◆ **WORK INSTRUCTIONS**: Can you output the material exactly as written, minus any pictures it holds?

◆ **GIVEN DATA**:
┌────────
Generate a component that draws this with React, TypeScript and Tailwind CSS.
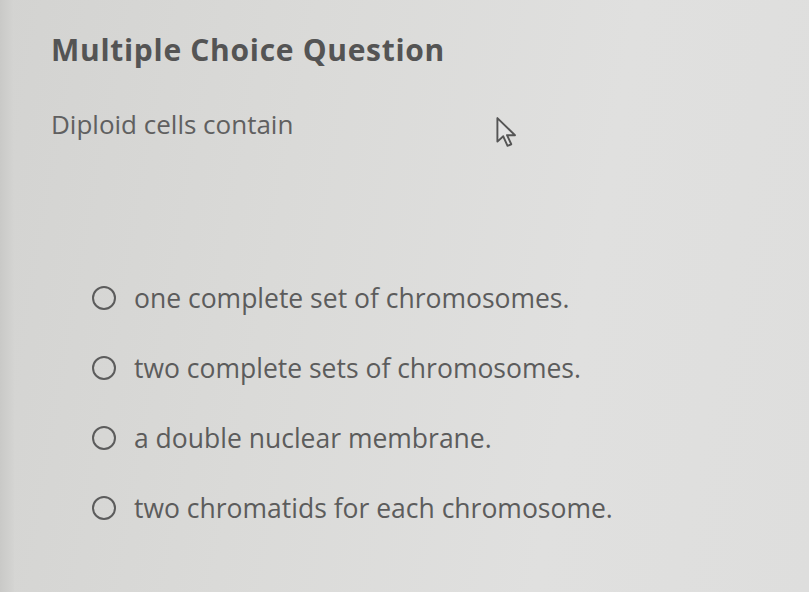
const options = [
  "one complete set of chromosomes.",
  "two complete sets of chromosomes.",
  "a double nuclear membrane.",
  "two chromatids for each chromosome.",
];

function Cursor() {
  return (
    <svg width="24" height="32" viewBox="0 0 22 30" className="absolute left-[495px] top-[116px]">
      <path
        d="M2 2 L2 24 L7.5 19 L11.5 28 L15 26.5 L11 18 L18.5 18 Z"
        fill="#e4e4e4"
        stroke="#555"
        strokeWidth="1.8"
        strokeLinejoin="round"
      />
    </svg>
  );
}

export default function App() {
  return (
    <div className="relative flex h-[592px] w-[809px] overflow-hidden bg-[linear-gradient(100deg,#d3d3d1_0%,#dadad8_35%,#e0e0df_70%,#dededd_100%)] font-['Open_Sans',sans-serif]">
      <div className="w-[14px] shrink-0 bg-[linear-gradient(90deg,#c9c9c7,#d4d4d2)]" />
      <div className="flex-1 pl-[37px] pt-[30px]">
        <h1 className="text-[30px] font-bold leading-[40px] tracking-[0.7px] text-[#545454]">
          Multiple Choice Question
        </h1>
        <p className="mt-[37px] text-[26px] leading-[34px] text-[#606060]">Diploid cells contain</p>
        <div className="mt-[140px] flex flex-col gap-[36px] pl-[41px]">
          {options.map((o) => (
            <div key={o} className="flex h-[34px] items-center gap-[18px]">
              <span className="h-[24px] w-[24px] shrink-0 rounded-full border-[2.5px] border-[#5c5c5c]" />
              <span className="text-[26.5px] leading-[34px] text-[#5c5c5c]">{o}</span>
            </div>
          ))}
        </div>
      </div>
      <Cursor />
    </div>
  );
}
└────────
◆ **CORRECT OUTPUT**:
Generate a component that draws this with React, TypeScript and Tailwind CSS.
const options = [
  "one complete set of chromosomes.",
  "two complete sets of chromosomes.",
  "a double nuclear membrane.",
  "two chromatids for each chromosome.",
];

function Cursor() {
  return (
    <svg width="24" height="32" viewBox="0 0 22 30" className="absolute left-[495px] top-[116px]">
      <path
        d="M2 2 L2 24 L7.5 19 L11.5 28 L15 26.5 L11 18 L18.5 18 Z"
        fill="#e4e4e4"
        stroke="#555"
        strokeWidth="1.8"
        strokeLinejoin="round"
      />
    </svg>
  );
}

export default function App() {
  return (
    <div className="relative flex h-[592px] w-[809px] overflow-hidden bg-[linear-gradient(100deg,#d3d3d1_0%,#dadad8_35%,#e0e0df_70%,#dededd_100%)] font-['Open_Sans',sans-serif]">
      <div className="w-[14px] shrink-0 bg-[linear-gradient(90deg,#c9c9c7,#d4d4d2)]" />
      <div className="flex-1 pl-[37px] pt-[30px]">
        <h1 className="text-[30px] font-bold leading-[40px] tracking-[0.7px] text-[#545454]">
          Multiple Choice Question
        </h1>
        <p className="mt-[37px] text-[26px] leading-[34px] text-[#606060]">Diploid cells contain</p>
        <div className="mt-[140px] flex flex-col gap-[36px] pl-[41px]">
          {options.map((o) => (
            <div key={o} className="flex h-[34px] items-center gap-[18px]">
              <span className="h-[24px] w-[24px] shrink-0 rounded-full border-[2.5px] border-[#5c5c5c]" />
              <span className="text-[26.5px] leading-[34px] text-[#5c5c5c]">{o}</span>
            </div>
          ))}
        </div>
      </div>
      <Cursor />
    </div>
  );
}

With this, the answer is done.